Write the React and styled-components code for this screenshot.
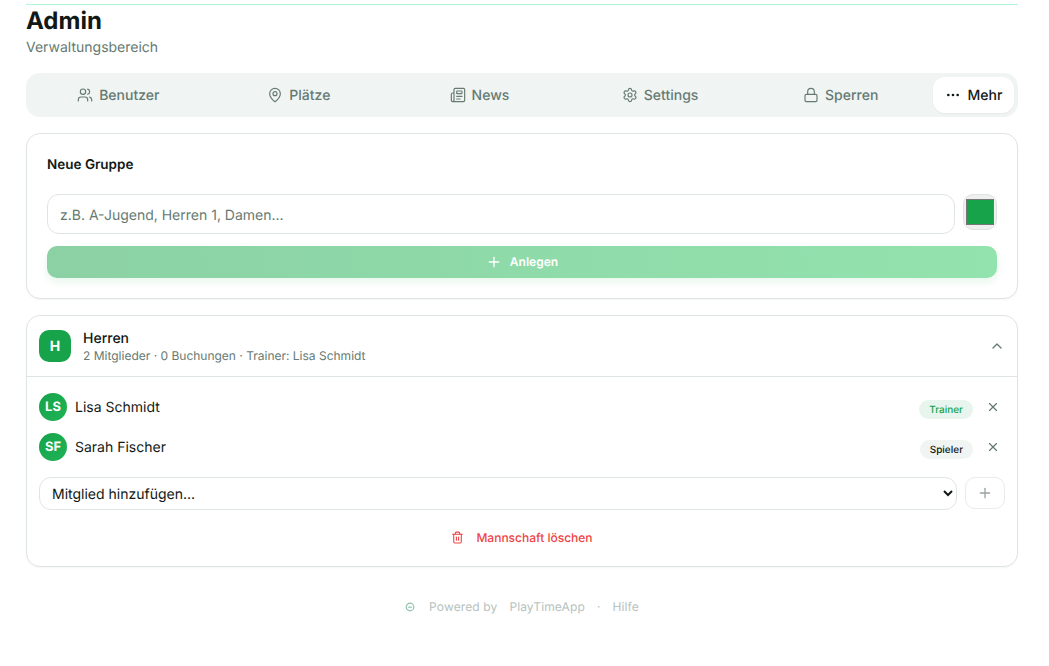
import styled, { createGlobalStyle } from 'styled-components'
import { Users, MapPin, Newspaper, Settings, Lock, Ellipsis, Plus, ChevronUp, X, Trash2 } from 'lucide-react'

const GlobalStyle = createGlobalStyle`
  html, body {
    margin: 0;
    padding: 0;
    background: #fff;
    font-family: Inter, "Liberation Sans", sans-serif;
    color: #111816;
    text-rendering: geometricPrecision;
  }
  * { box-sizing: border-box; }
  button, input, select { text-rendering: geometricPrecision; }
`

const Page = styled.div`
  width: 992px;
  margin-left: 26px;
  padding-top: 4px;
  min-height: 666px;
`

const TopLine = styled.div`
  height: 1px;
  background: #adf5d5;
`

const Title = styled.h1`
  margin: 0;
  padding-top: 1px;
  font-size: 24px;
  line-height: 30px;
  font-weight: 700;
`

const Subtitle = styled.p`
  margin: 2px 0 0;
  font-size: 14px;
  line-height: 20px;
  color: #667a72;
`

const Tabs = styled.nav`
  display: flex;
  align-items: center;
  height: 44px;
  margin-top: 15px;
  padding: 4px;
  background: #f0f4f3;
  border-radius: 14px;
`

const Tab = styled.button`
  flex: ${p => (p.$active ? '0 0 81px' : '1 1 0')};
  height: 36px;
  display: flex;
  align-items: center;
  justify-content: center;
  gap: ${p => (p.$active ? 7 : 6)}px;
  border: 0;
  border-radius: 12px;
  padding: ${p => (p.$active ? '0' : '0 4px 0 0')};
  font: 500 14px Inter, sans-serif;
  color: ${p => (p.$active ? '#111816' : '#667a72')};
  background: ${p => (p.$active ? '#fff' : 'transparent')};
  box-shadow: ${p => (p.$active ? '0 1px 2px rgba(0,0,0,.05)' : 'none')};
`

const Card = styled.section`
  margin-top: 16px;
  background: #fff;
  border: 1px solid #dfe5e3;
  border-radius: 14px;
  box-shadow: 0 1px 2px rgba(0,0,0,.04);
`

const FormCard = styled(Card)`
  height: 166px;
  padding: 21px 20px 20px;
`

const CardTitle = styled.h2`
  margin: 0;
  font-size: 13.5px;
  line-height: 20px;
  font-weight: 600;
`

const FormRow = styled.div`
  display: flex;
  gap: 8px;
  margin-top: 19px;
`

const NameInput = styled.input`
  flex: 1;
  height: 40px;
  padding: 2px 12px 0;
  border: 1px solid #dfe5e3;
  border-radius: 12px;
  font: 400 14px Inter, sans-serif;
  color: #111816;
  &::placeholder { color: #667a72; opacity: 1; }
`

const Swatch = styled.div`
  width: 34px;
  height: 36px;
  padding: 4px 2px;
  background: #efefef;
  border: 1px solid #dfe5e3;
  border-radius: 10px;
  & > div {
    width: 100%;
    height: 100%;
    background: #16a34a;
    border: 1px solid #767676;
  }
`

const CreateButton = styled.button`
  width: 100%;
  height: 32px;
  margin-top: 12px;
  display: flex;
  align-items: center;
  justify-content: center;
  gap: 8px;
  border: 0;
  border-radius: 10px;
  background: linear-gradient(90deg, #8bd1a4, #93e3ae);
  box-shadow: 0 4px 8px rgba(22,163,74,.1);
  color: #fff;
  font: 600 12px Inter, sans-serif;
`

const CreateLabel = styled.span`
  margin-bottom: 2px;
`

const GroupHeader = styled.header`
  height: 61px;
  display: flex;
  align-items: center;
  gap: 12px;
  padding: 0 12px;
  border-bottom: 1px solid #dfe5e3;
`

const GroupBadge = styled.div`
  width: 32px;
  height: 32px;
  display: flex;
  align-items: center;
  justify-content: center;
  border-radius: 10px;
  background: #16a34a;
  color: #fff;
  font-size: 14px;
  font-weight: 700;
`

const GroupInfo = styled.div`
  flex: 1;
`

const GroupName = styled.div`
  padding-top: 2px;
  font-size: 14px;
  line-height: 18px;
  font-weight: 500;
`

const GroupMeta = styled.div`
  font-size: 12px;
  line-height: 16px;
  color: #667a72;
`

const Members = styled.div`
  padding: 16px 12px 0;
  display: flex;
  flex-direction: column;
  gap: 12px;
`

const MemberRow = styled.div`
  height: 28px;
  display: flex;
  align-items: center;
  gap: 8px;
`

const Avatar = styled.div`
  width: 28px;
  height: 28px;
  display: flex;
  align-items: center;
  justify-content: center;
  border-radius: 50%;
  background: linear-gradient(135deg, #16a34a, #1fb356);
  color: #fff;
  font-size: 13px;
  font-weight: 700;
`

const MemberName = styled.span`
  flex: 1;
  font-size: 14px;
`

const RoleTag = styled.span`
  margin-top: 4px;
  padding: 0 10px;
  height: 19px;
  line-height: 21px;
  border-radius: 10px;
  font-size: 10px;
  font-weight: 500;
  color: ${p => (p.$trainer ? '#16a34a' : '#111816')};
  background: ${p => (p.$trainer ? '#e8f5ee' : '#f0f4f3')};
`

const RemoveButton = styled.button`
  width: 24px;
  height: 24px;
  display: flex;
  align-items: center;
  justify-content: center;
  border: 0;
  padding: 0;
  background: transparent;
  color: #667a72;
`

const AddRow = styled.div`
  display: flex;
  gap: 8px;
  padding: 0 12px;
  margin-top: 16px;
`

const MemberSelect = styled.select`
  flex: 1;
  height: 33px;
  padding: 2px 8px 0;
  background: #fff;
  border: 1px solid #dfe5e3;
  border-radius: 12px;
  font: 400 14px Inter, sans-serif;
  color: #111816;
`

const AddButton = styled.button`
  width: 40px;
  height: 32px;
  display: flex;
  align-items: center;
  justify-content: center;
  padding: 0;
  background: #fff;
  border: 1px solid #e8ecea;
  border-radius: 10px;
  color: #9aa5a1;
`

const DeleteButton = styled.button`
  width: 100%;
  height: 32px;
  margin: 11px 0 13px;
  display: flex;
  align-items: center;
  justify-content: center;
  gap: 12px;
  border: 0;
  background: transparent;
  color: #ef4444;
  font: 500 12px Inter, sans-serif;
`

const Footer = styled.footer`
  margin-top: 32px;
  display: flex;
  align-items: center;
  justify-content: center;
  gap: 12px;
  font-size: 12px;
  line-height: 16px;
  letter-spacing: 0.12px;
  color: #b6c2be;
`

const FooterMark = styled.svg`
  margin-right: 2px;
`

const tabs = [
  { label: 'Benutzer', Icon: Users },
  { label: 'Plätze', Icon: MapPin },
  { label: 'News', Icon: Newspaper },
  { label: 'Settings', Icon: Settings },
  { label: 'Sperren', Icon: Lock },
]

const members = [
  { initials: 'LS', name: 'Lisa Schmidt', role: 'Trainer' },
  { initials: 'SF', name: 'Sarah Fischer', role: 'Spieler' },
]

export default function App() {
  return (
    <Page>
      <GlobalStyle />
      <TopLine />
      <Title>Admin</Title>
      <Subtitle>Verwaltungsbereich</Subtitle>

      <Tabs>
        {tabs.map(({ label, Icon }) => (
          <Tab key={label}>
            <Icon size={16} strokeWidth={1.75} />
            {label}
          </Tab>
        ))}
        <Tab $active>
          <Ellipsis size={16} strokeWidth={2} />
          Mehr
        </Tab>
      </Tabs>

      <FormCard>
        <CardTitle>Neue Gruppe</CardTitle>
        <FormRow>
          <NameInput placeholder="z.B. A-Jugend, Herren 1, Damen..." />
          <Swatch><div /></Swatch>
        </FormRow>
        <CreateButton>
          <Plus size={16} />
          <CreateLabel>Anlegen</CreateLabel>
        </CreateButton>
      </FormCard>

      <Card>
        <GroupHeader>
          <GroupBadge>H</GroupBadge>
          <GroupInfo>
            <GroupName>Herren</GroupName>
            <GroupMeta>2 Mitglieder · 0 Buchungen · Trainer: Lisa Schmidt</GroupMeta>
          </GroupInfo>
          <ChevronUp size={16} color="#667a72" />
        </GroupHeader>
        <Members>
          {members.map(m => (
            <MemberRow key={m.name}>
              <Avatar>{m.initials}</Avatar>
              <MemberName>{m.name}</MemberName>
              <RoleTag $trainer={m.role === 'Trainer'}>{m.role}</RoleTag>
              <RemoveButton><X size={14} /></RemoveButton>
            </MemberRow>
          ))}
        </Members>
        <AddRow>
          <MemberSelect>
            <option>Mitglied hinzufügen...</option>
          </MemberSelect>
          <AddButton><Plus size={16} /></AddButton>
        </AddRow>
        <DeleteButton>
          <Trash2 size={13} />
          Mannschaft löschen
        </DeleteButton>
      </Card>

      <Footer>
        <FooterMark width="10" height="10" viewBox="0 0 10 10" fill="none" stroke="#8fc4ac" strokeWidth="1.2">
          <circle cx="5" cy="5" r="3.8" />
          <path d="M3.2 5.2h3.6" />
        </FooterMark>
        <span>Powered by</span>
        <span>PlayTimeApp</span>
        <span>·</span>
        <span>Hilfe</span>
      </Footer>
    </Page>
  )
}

[WHAT YOU SHOULD DO] Omit the pictures, then repeat exactly each line from the beginning of the listing through the line with "ChevronUp, X, Trash2".

[RESULT FOR THIS EXERCISE]
Write the React and styled-components code for this screenshot.
import styled, { createGlobalStyle } from 'styled-components'
import { Users, MapPin, Newspaper, Settings, Lock, Ellipsis, Plus, ChevronUp, X, Trash2 } from 'lucide-react'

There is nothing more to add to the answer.